◆ **Aim of the exercise**
Copy each line below that includes "styles".

◆ **Data lines**
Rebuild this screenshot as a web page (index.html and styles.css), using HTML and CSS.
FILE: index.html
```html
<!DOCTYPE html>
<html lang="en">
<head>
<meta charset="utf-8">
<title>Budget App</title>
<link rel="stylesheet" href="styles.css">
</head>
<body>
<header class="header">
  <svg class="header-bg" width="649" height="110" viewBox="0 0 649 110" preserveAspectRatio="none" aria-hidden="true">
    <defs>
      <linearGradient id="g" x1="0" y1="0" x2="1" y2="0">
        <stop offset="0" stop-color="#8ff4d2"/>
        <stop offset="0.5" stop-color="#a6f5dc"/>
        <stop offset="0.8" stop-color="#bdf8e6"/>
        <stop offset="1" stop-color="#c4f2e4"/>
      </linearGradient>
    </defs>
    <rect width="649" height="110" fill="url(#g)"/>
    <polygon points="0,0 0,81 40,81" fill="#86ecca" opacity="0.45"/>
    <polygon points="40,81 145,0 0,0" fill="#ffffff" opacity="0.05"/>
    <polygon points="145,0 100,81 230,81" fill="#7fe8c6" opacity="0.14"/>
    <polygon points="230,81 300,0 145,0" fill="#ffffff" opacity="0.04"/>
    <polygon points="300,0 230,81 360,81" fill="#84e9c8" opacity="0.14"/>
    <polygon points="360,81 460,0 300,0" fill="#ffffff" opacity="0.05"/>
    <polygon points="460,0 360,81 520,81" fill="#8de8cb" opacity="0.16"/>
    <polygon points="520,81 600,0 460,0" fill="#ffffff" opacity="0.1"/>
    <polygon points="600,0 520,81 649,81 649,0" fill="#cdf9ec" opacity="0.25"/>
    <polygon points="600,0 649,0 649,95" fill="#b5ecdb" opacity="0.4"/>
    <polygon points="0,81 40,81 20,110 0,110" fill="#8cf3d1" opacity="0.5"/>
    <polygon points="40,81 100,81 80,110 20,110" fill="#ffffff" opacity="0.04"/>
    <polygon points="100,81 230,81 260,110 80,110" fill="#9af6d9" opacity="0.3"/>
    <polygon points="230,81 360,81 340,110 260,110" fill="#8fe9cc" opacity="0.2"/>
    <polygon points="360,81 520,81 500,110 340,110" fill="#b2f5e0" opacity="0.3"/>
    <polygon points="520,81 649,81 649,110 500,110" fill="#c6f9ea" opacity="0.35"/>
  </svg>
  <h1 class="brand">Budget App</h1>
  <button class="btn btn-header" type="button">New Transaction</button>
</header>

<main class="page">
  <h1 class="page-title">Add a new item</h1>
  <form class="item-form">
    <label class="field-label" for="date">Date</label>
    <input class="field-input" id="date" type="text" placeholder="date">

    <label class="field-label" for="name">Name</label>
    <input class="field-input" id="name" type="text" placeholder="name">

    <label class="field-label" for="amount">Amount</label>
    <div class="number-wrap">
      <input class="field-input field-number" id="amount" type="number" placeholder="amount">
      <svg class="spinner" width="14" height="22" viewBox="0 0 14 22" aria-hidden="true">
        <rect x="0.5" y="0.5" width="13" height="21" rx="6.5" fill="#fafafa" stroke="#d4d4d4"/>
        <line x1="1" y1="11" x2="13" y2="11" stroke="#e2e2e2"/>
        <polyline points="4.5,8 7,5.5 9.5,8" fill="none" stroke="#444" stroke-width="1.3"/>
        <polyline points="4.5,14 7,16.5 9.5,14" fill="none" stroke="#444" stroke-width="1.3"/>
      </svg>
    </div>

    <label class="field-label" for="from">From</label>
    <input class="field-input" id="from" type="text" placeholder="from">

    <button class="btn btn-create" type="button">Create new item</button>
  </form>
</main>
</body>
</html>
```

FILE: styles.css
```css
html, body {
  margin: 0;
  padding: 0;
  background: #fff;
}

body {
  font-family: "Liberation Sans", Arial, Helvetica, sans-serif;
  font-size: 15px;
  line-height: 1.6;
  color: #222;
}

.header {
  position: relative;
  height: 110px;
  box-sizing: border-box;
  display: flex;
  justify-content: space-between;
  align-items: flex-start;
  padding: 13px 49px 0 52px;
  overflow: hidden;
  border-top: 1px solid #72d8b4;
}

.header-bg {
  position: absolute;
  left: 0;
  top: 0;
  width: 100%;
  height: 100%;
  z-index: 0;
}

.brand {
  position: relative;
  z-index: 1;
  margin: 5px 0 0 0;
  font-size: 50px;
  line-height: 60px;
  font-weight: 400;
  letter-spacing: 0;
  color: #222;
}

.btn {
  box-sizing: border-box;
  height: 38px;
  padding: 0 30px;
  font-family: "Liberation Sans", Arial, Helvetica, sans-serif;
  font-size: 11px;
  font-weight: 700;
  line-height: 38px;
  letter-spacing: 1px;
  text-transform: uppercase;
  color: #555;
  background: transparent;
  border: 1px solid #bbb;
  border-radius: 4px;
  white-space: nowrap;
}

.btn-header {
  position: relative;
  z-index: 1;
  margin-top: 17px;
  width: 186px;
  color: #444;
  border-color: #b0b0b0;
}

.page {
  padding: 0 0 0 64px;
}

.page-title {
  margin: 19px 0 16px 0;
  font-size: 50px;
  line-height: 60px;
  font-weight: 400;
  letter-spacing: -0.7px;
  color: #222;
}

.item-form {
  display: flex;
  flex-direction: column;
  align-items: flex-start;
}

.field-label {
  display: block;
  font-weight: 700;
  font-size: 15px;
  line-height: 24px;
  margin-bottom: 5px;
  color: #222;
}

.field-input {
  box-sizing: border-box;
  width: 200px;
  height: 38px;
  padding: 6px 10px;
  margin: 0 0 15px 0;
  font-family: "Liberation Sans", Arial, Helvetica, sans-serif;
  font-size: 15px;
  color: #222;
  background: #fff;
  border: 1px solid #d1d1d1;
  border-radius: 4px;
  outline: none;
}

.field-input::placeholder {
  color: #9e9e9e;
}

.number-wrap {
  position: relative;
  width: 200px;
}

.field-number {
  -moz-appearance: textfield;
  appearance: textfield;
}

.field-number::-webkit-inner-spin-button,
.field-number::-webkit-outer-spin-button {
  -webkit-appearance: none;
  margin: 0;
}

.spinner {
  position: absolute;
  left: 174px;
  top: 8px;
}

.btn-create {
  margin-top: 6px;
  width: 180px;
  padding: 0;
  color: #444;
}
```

◆ **Task solution**
Rebuild this screenshot as a web page (index.html and styles.css), using HTML and CSS.
<link rel="stylesheet" href="styles.css">
FILE: styles.css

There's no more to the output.